**Problem**
Transcribe all of the records word for word, but omit the pictures.

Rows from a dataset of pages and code
☆ ☆ ☆ ☆ ☆
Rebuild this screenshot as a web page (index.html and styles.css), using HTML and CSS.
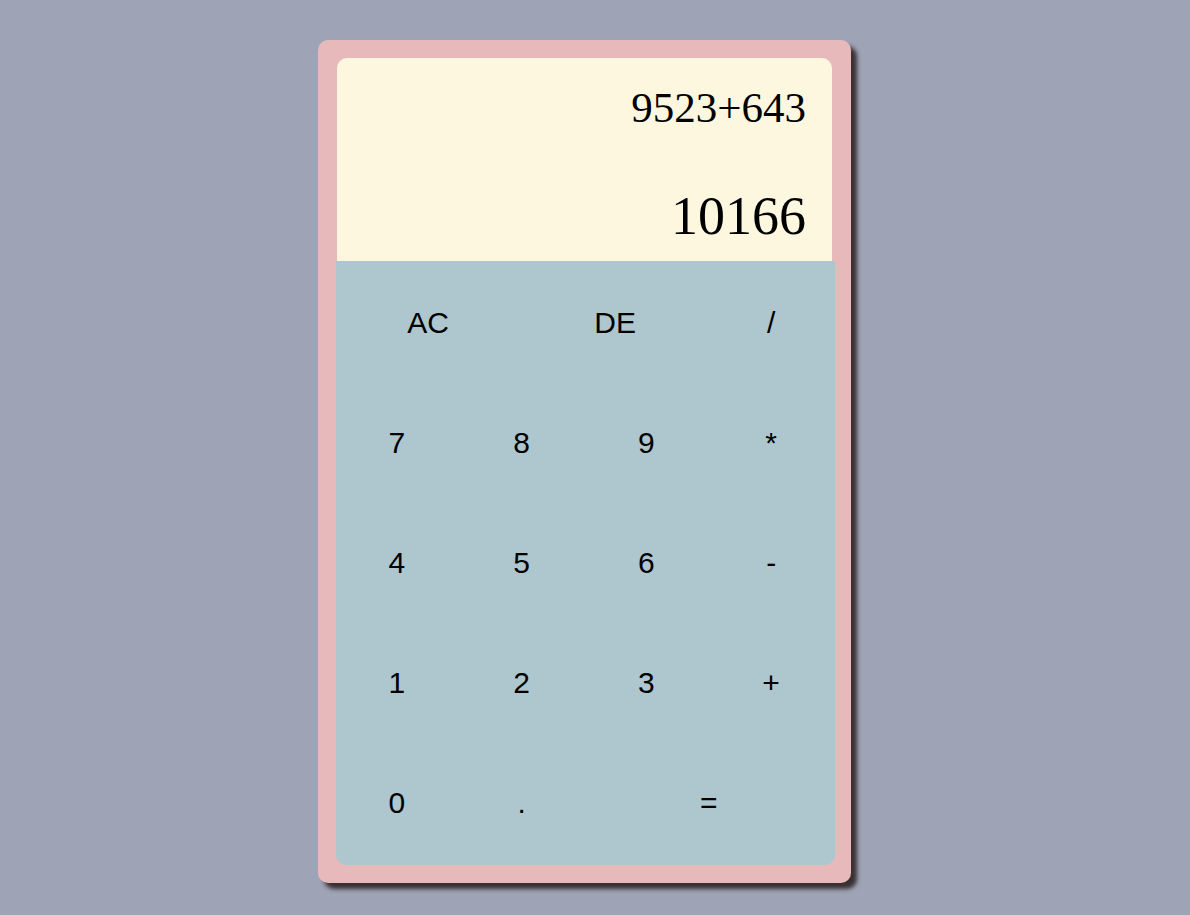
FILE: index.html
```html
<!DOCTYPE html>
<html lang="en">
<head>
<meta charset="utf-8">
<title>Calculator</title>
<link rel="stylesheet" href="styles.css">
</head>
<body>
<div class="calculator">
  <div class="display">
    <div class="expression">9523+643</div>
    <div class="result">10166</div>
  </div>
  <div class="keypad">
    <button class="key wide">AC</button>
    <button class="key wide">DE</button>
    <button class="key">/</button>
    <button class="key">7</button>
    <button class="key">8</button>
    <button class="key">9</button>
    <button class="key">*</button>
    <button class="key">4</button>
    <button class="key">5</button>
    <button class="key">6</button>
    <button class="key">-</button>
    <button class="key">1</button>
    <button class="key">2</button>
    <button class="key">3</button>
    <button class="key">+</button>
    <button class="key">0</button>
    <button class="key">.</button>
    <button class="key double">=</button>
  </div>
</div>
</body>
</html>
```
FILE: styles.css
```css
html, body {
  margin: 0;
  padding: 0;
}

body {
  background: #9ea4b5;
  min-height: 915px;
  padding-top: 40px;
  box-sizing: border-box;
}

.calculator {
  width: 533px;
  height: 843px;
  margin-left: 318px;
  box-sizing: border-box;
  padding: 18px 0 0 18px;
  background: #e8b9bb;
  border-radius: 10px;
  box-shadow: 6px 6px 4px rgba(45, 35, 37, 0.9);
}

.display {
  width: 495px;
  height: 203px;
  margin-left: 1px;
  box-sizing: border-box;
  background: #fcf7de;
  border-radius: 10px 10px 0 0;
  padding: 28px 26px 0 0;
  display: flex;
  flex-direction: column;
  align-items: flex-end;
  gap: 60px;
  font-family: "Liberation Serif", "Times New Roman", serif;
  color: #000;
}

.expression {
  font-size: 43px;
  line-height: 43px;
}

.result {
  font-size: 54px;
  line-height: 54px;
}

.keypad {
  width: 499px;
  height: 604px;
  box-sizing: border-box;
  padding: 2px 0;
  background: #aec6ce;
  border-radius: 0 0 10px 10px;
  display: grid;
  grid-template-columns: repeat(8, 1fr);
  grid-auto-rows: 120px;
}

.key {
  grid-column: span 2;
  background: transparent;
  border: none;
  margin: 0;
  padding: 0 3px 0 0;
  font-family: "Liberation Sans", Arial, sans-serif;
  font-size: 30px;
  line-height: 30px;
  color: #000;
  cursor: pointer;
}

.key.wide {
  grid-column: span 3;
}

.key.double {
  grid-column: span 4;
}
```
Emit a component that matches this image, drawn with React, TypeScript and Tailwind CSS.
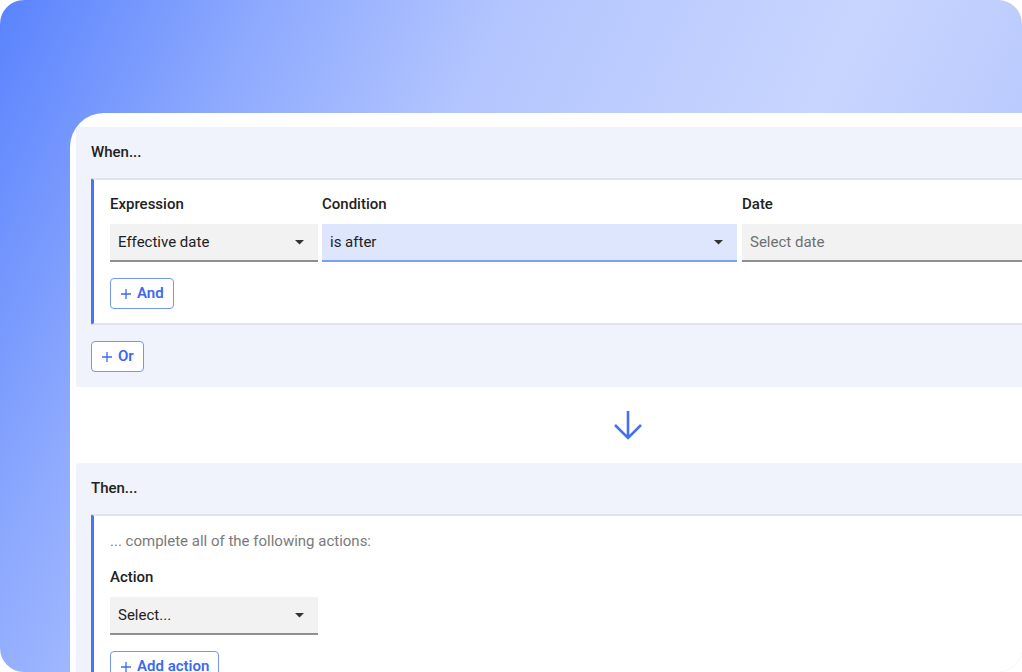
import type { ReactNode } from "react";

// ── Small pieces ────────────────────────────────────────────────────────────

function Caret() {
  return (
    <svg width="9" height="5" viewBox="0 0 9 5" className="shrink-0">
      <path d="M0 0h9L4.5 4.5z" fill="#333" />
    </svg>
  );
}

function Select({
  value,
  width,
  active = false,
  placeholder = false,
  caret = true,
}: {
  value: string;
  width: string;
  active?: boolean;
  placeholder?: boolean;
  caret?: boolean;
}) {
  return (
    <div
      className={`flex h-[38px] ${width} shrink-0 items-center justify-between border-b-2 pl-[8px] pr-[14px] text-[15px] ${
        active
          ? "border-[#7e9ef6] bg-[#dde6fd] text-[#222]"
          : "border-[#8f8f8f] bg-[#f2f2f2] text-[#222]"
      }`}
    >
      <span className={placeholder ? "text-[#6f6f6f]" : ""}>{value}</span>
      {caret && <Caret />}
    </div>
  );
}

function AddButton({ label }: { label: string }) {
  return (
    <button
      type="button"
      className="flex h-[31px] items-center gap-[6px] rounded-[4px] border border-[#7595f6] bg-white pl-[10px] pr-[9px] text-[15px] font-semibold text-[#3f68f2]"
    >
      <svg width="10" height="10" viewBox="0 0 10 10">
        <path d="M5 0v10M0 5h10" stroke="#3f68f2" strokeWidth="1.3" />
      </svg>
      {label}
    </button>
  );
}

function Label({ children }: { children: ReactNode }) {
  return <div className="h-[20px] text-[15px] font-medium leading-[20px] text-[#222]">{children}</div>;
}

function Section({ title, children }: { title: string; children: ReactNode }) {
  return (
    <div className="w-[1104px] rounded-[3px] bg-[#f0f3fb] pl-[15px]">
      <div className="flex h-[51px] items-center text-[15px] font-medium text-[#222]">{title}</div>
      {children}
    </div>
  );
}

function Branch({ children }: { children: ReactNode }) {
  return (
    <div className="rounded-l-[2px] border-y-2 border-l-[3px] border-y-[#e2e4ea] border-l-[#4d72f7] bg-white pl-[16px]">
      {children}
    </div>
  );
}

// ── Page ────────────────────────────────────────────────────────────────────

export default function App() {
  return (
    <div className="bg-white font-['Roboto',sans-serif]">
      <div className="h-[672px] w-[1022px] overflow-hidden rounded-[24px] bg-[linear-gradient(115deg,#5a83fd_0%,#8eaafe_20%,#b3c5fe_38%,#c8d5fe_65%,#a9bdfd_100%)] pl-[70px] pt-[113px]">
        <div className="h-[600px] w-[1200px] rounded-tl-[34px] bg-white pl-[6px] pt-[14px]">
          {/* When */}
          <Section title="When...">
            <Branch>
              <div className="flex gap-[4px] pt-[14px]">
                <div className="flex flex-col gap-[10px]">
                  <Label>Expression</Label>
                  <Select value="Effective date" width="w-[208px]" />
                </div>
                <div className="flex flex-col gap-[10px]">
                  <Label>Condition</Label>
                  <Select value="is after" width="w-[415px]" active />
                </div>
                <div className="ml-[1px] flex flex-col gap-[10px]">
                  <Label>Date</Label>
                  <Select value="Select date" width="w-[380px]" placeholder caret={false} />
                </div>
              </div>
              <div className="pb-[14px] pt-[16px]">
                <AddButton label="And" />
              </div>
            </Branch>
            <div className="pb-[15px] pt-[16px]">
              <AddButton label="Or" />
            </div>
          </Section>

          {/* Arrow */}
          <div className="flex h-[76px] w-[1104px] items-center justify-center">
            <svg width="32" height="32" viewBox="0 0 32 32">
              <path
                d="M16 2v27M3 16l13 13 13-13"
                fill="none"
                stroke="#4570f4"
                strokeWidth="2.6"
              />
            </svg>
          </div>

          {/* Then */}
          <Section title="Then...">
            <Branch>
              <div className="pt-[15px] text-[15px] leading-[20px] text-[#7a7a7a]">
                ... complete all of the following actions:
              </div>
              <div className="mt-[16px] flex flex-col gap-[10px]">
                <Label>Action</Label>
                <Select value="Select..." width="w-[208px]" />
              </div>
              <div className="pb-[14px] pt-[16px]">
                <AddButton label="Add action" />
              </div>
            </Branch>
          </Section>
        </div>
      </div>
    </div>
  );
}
☆ ☆ ☆ ☆ ☆
**Solution for this problem**
Rebuild this screenshot as a web page (index.html and styles.css), using HTML and CSS.
FILE: index.html
```html
<!DOCTYPE html>
<html lang="en">
<head>
<meta charset="utf-8">
<title>Calculator</title>
<link rel="stylesheet" href="styles.css">
</head>
<body>
<div class="calculator">
  <div class="display">
    <div class="expression">9523+643</div>
    <div class="result">10166</div>
  </div>
  <div class="keypad">
    <button class="key wide">AC</button>
    <button class="key wide">DE</button>
    <button class="key">/</button>
    <button class="key">7</button>
    <button class="key">8</button>
    <button class="key">9</button>
    <button class="key">*</button>
    <button class="key">4</button>
    <button class="key">5</button>
    <button class="key">6</button>
    <button class="key">-</button>
    <button class="key">1</button>
    <button class="key">2</button>
    <button class="key">3</button>
    <button class="key">+</button>
    <button class="key">0</button>
    <button class="key">.</button>
    <button class="key double">=</button>
  </div>
</div>
</body>
</html>
```
FILE: styles.css
```css
html, body {
  margin: 0;
  padding: 0;
}

body {
  background: #9ea4b5;
  min-height: 915px;
  padding-top: 40px;
  box-sizing: border-box;
}

.calculator {
  width: 533px;
  height: 843px;
  margin-left: 318px;
  box-sizing: border-box;
  padding: 18px 0 0 18px;
  background: #e8b9bb;
  border-radius: 10px;
  box-shadow: 6px 6px 4px rgba(45, 35, 37, 0.9);
}

.display {
  width: 495px;
  height: 203px;
  margin-left: 1px;
  box-sizing: border-box;
  background: #fcf7de;
  border-radius: 10px 10px 0 0;
  padding: 28px 26px 0 0;
  display: flex;
  flex-direction: column;
  align-items: flex-end;
  gap: 60px;
  font-family: "Liberation Serif", "Times New Roman", serif;
  color: #000;
}

.expression {
  font-size: 43px;
  line-height: 43px;
}

.result {
  font-size: 54px;
  line-height: 54px;
}

.keypad {
  width: 499px;
  height: 604px;
  box-sizing: border-box;
  padding: 2px 0;
  background: #aec6ce;
  border-radius: 0 0 10px 10px;
  display: grid;
  grid-template-columns: repeat(8, 1fr);
  grid-auto-rows: 120px;
}

.key {
  grid-column: span 2;
  background: transparent;
  border: none;
  margin: 0;
  padding: 0 3px 0 0;
  font-family: "Liberation Sans", Arial, sans-serif;
  font-size: 30px;
  line-height: 30px;
  color: #000;
  cursor: pointer;
}

.key.wide {
  grid-column: span 3;
}

.key.double {
  grid-column: span 4;
}
```
Emit a component that matches this image, drawn with React, TypeScript and Tailwind CSS.
import type { ReactNode } from "react";

// ── Small pieces ────────────────────────────────────────────────────────────

function Caret() {
  return (
    <svg width="9" height="5" viewBox="0 0 9 5" className="shrink-0">
      <path d="M0 0h9L4.5 4.5z" fill="#333" />
    </svg>
  );
}

function Select({
  value,
  width,
  active = false,
  placeholder = false,
  caret = true,
}: {
  value: string;
  width: string;
  active?: boolean;
  placeholder?: boolean;
  caret?: boolean;
}) {
  return (
    <div
      className={`flex h-[38px] ${width} shrink-0 items-center justify-between border-b-2 pl-[8px] pr-[14px] text-[15px] ${
        active
          ? "border-[#7e9ef6] bg-[#dde6fd] text-[#222]"
          : "border-[#8f8f8f] bg-[#f2f2f2] text-[#222]"
      }`}
    >
      <span className={placeholder ? "text-[#6f6f6f]" : ""}>{value}</span>
      {caret && <Caret />}
    </div>
  );
}

function AddButton({ label }: { label: string }) {
  return (
    <button
      type="button"
      className="flex h-[31px] items-center gap-[6px] rounded-[4px] border border-[#7595f6] bg-white pl-[10px] pr-[9px] text-[15px] font-semibold text-[#3f68f2]"
    >
      <svg width="10" height="10" viewBox="0 0 10 10">
        <path d="M5 0v10M0 5h10" stroke="#3f68f2" strokeWidth="1.3" />
      </svg>
      {label}
    </button>
  );
}

function Label({ children }: { children: ReactNode }) {
  return <div className="h-[20px] text-[15px] font-medium leading-[20px] text-[#222]">{children}</div>;
}

function Section({ title, children }: { title: string; children: ReactNode }) {
  return (
    <div className="w-[1104px] rounded-[3px] bg-[#f0f3fb] pl-[15px]">
      <div className="flex h-[51px] items-center text-[15px] font-medium text-[#222]">{title}</div>
      {children}
    </div>
  );
}

function Branch({ children }: { children: ReactNode }) {
  return (
    <div className="rounded-l-[2px] border-y-2 border-l-[3px] border-y-[#e2e4ea] border-l-[#4d72f7] bg-white pl-[16px]">
      {children}
    </div>
  );
}

// ── Page ────────────────────────────────────────────────────────────────────

export default function App() {
  return (
    <div className="bg-white font-['Roboto',sans-serif]">
      <div className="h-[672px] w-[1022px] overflow-hidden rounded-[24px] bg-[linear-gradient(115deg,#5a83fd_0%,#8eaafe_20%,#b3c5fe_38%,#c8d5fe_65%,#a9bdfd_100%)] pl-[70px] pt-[113px]">
        <div className="h-[600px] w-[1200px] rounded-tl-[34px] bg-white pl-[6px] pt-[14px]">
          {/* When */}
          <Section title="When...">
            <Branch>
              <div className="flex gap-[4px] pt-[14px]">
                <div className="flex flex-col gap-[10px]">
                  <Label>Expression</Label>
                  <Select value="Effective date" width="w-[208px]" />
                </div>
                <div className="flex flex-col gap-[10px]">
                  <Label>Condition</Label>
                  <Select value="is after" width="w-[415px]" active />
                </div>
                <div className="ml-[1px] flex flex-col gap-[10px]">
                  <Label>Date</Label>
                  <Select value="Select date" width="w-[380px]" placeholder caret={false} />
                </div>
              </div>
              <div className="pb-[14px] pt-[16px]">
                <AddButton label="And" />
              </div>
            </Branch>
            <div className="pb-[15px] pt-[16px]">
              <AddButton label="Or" />
            </div>
          </Section>

          {/* Arrow */}
          <div className="flex h-[76px] w-[1104px] items-center justify-center">
            <svg width="32" height="32" viewBox="0 0 32 32">
              <path
                d="M16 2v27M3 16l13 13 13-13"
                fill="none"
                stroke="#4570f4"
                strokeWidth="2.6"
              />
            </svg>
          </div>

          {/* Then */}
          <Section title="Then...">
            <Branch>
              <div className="pt-[15px] text-[15px] leading-[20px] text-[#7a7a7a]">
                ... complete all of the following actions:
              </div>
              <div className="mt-[16px] flex flex-col gap-[10px]">
                <Label>Action</Label>
                <Select value="Select..." width="w-[208px]" />
              </div>
              <div className="pb-[14px] pt-[16px]">
                <AddButton label="Add action" />
              </div>
            </Branch>
          </Section>
        </div>
      </div>
    </div>
  );
}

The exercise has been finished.